Two larger works on the second floor offer singular takes on the show’s theme. Olafur Eliasson’s Walk through wall (2005), a mirror featuring two offset sets of rippling concentric circles, offers a double-vision reflection of the room behind the viewer. The distorted view enlivens the other works reflected in the frame, especially Mark Grotjahn’s Untitled (Red & White) (2002) and Untitled (Blue & Yellow) (2003), rayed abstractions reminiscent of a skyward view from the Brooklyn Bridge.
Rebecca Ward’s clandestine (2015), meanwhile, aspires to depth not through wrapping itself in surface but through transparency. The canvas is stitched, and most of the right half, hard-edged white and green shapes, is threadbare, so that a wooden cross behind is visible—a manmade glassfish. Nearby hang a couple of Agnes Martins, Untitled #6 (1999) and Peace and Happiness (2001)—pastel-colored stripe numbers with gaps between the edge of the canvas and the frame, so that the object itself is presented, rather than just a face of it.

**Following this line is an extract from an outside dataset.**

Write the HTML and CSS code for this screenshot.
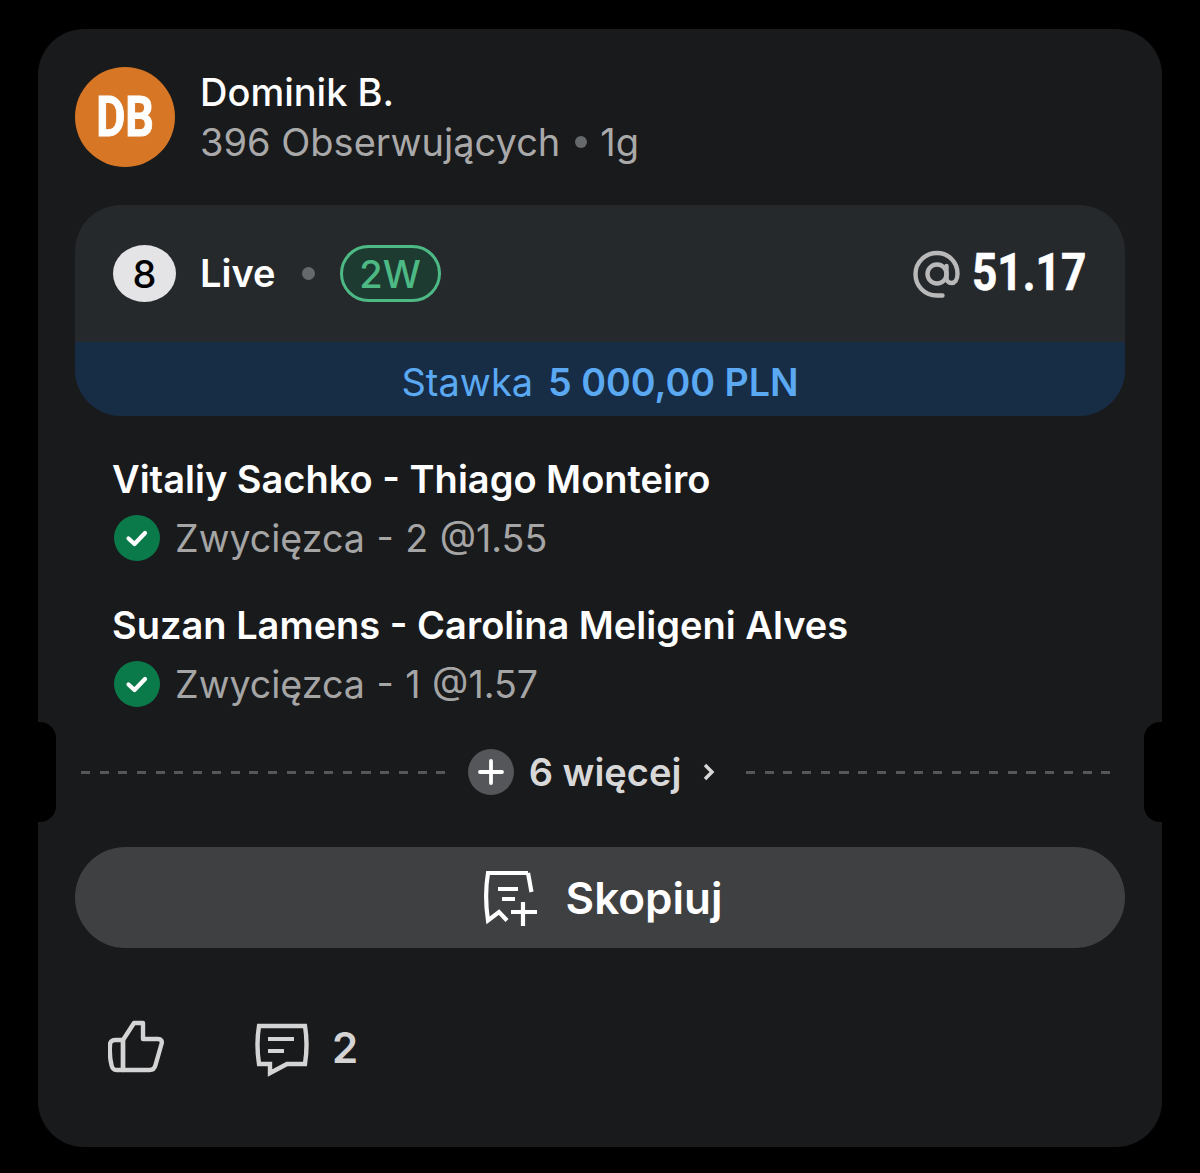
FILE: index.html
```html
<!DOCTYPE html>
<html lang="pl">
<head>
  <meta charset="UTF-8" />
  <meta name="viewport" content="width=device-width, initial-scale=1.0" />
  <title>Dominik B.</title>
  <link rel="stylesheet" href="styles.css">
</head>
<body>
  <main class="card">
    <span class="notch notch-left"></span>
    <span class="notch notch-right"></span>

    <header class="user">
      <div class="avatar"><span class="avatar-text">DB</span></div>
      <div class="user-info">
        <div class="user-name">Dominik B.</div>
        <div class="user-meta">396 Obserwujących<span class="meta-dot"></span>1g</div>
      </div>
    </header>

    <section class="bet">
      <div class="bet-top">
        <span class="count">8</span>
        <span class="live">Live</span>
        <span class="bet-dot"></span>
        <span class="badge">2W</span>
        <span class="odds">
          <svg class="at-icon" viewBox="0 0 48 48" width="48" height="48" fill="none" stroke="#b9b9b9" stroke-width="4.400" stroke-linecap="round">
            <circle cx="24" cy="24" r="9.500"/>
            <path d="M33.500 16v11.500c0 3.400 2 5.500 5 5.500s6-2.500 6-9.500C44.500 12 35.500 3 24 3S2.500 12 2.500 24 11.500 45.500 24 45.500h5.500"/>
          </svg>
          <span class="odds-value">51.17</span>
        </span>
      </div>
      <div class="stake">Stawka <strong>5 000,00 PLN</strong></div>
    </section>

    <section class="picks">
      <div class="pick">
        <div class="pick-title">Vitaliy Sachko - Thiago Monteiro</div>
        <div class="pick-result">
          <svg class="check" viewBox="0 0 46 46" width="46" height="46"><circle cx="23" cy="23" r="23" fill="#0b7a4b"/><path d="M14.500 23.500l6 5.500 10.500-11" fill="none" stroke="#fff" stroke-width="4.200" stroke-linecap="round" stroke-linejoin="round"/></svg>
          Zwycięzca - 2 @1.55
        </div>
      </div>
      <div class="pick">
        <div class="pick-title">Suzan Lamens - Carolina Meligeni Alves</div>
        <div class="pick-result">
          <svg class="check" viewBox="0 0 46 46" width="46" height="46"><circle cx="23" cy="23" r="23" fill="#0b7a4b"/><path d="M14.500 23.500l6 5.500 10.500-11" fill="none" stroke="#fff" stroke-width="4.200" stroke-linecap="round" stroke-linejoin="round"/></svg>
          Zwycięzca - 1 @1.57
        </div>
      </div>
    </section>

    <div class="more">
      <span class="dash"></span>
      <svg class="plus" viewBox="0 0 46 46" width="46" height="46"><circle cx="23" cy="23" r="23" fill="#555659"/><path d="M23 12v22M12 23h22" stroke="#fff" stroke-width="3.800" stroke-linecap="round"/></svg>
      <span class="more-text">6 więcej</span>
      <svg class="chevron" viewBox="0 0 14 20" width="14" height="20"><path d="M3 3l7 7-7 7" fill="none" stroke="#d8d8d8" stroke-width="3.400"/></svg>
      <span class="dash"></span>
    </div>

    <button class="copy-btn">
      <svg class="copy-icon" viewBox="0 0 54 56" width="54" height="56" fill="none" stroke="#fff" stroke-width="4.200">
        <path d="M44 3H4C1.500 18 1.500 34 4 50.500L15 42l8 8.500"/>
        <path d="M44 3c1 5 2 11 3.500 19"/>
        <path d="M14 19h20M18 29h13"/>
        <path d="M39 32v24M27 42h26"/>
      </svg>
      Skopiuj
    </button>

    <footer class="actions">
      <svg class="like" viewBox="0 0 56 54" width="56" height="54" fill="none" stroke="#d4d4d4" stroke-width="4.400" stroke-linejoin="round">
        <path d="M15 20H7c-3 0-5 2-5 5-.5 7 0 14 1.500 20 .5 3 2 5 5 5H15z"/>
        <path d="M15 20L26 3h9v16h15c3 0 4.500 2 3.500 5l-6 21c-.8 3.500-2.500 5-6 5H15z"/>
      </svg>
      <span class="comments">
        <svg class="comment-icon" viewBox="0 0 54 54" width="54" height="54" fill="none" stroke="#d4d4d4" stroke-width="4.400">
          <path d="M4 3h46c2 12 2 25 0 38H32L15 50v-9H4C2 28 2 15 4 3z"/>
          <path d="M13 16h26M13 28h16" stroke-width="4"/>
        </svg>
        <span class="comment-count">2</span>
      </span>
    </footer>
  </main>
</body>
</html>
```
FILE: styles.css
```css
* {
  box-sizing: border-box;
}
body {
  margin: 0;
  padding: 29px 38px 26px;
  height: 1173px;
  background: #000;
  font-family: Inter, "Noto Sans", sans-serif;
  color: #fff;
  overflow: hidden;
}
.card {
  position: relative;
  height: 1118px;
  padding: 38px 37px 0;
  background: #191a1c;
  border-radius: 46px;
}
.notch {
  position: absolute;
  top: 693px;
  width: 18px;
  height: 100px;
  background: #000;
}
.notch-left {
  left: 0;
  border-radius: 0 16px 16px 0;
}
.notch-right {
  right: 0;
  border-radius: 16px 0 0 16px;
}

.user {
  display: flex;
  align-items: center;
  gap: 25px;
}
.avatar {
  width: 100px;
  height: 100px;
  border-radius: 50%;
  background: #d77625;
  display: flex;
  align-items: center;
  justify-content: center;
}
.avatar-text {
  font-family: "Roboto", sans-serif;
  font-weight: 700;
  font-size: 56px;
  -webkit-text-stroke: 1px #fff;
  transform: scaleX(0.8);
}
.user-info {
  display: flex;
  flex-direction: column;
  gap: 4px;
}
.user-name {
  font-size: 38px;
  line-height: 46px;
  font-weight: 500;
}
.user-meta {
  font-size: 38px;
  line-height: 46px;
  color: #a9a9aa;
  display: flex;
  align-items: center;
}
.meta-dot {
  width: 12px;
  height: 12px;
  border-radius: 50%;
  background: #66696c;
  margin: 0 13px 0 15px;
}

.bet {
  margin-top: 38px;
  border-radius: 46px;
  overflow: hidden;
}
.bet-top {
  height: 137px;
  padding: 0 38px;
  background: #26292c;
  display: flex;
  align-items: center;
}
.count {
  width: 63px;
  height: 57px;
  border-radius: 50%;
  background: #e4e4e6;
  color: #000;
  font-size: 38px;
  font-weight: 500;
  display: flex;
  align-items: center;
  justify-content: center;
}
.live {
  margin: -2px 0 0 24px;
  font-size: 38px;
  font-weight: 600;
}
.bet-dot {
  width: 13px;
  height: 13px;
  border-radius: 50%;
  background: #66696c;
  margin: 0 25px 0 26px;
}
.badge {
  width: 101px;
  height: 57px;
  border: 3px solid #4db985;
  border-radius: 29px;
  background: #1d3b31;
  color: #4db985;
  font-size: 38px;
  font-weight: 500;
  display: flex;
  align-items: center;
  justify-content: center;
}
.odds {
  margin-left: auto;
  display: flex;
  align-items: center;
  gap: 11px;
}
.odds-value {
  width: 115px;
  margin-top: -3px;
  font-family: "Roboto", sans-serif;
  font-weight: 700;
  font-size: 52px;
  white-space: nowrap;
  -webkit-text-stroke: 0.6px #fff;
  transform: scaleX(0.85);
  transform-origin: left center;
}
.stake {
  height: 74px;
  padding-top: 6px;
  background: #172d46;
  color: #5aa9f2;
  font-size: 38px;
  display: flex;
  align-items: center;
  justify-content: center;
  gap: 15px;
}
.stake strong {
  font-size: 37.600px;
  font-weight: 600;
}

.picks {
  margin-top: 39px;
  padding: 0 38px;
}
.pick {
  margin-bottom: 40px;
}
.pick-title {
  margin-left: -1px;
  font-size: 38px;
  line-height: 48px;
  font-weight: 600;
}
.pick-result {
  margin-top: 12px;
  height: 46px;
  display: flex;
  align-items: center;
  gap: 15px;
  font-size: 37.600px;
  word-spacing: 1px;
  color: #a5a5a6;
}
.check {
  margin-left: 1px;
}

.more {
  margin-top: 42px;
  padding: 0 15px 0 6px;
  display: flex;
  align-items: center;
}
.dash {
  flex: 1;
  height: 3px;
  background: repeating-linear-gradient(90deg, #56575a 0 9px, transparent 9px 18.700px);
}
.plus {
  margin-left: 23px;
}
.more-text {
  margin-left: 15px;
  font-size: 38px;
  font-weight: 600;
  color: #d8d8d8;
}
.chevron {
  margin: 0 30px 0 21px;
}

.copy-btn {
  width: 100%;
  height: 101px;
  margin-top: 52px;
  padding: 0 0 0 6px;
  border: 0;
  border-radius: 51px;
  background: #3f4042;
  color: #fff;
  font-family: inherit;
  font-size: 44px;
  font-weight: 600;
  display: flex;
  align-items: center;
  justify-content: center;
  gap: 28px;
}

.actions {
  margin-top: 69px;
  padding-left: 33px;
  display: flex;
  align-items: center;
}
.comments {
  margin-left: 91px;
  display: flex;
  align-items: center;
  gap: 23px;
}
.comment-icon {
  margin-top: 6px;
}
.comment-count {
  font-size: 42px;
  font-weight: 600;
  color: #d4d4d4;
}
```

Agnes Martin and Ellsworth Kelly lived among a group of artists in the mid-20th century in the Coenties Slip of downtown Manhattan, outside the developing tradition of Abstract Expressionism, working largely with geometric shapes and hard-edged coloration. The effect of this work on subsequent artists is evident, the patterns of Coenties artists morphing through the decades into more peculiar shapes. Martin was influenced by the weaving of Coenties Slip artist Lenore Tawney; here, we see Rebecca Ward, for example, bring that influence full circle. Curators Louis Grachos, executive director of The Contemporary Austin, and Stephanie Roach, director of the FLAG Art Foundation, honor this nexus of influence through generations of artists. The show buoyantly leaps between surface and space. The fourth dimension awaits.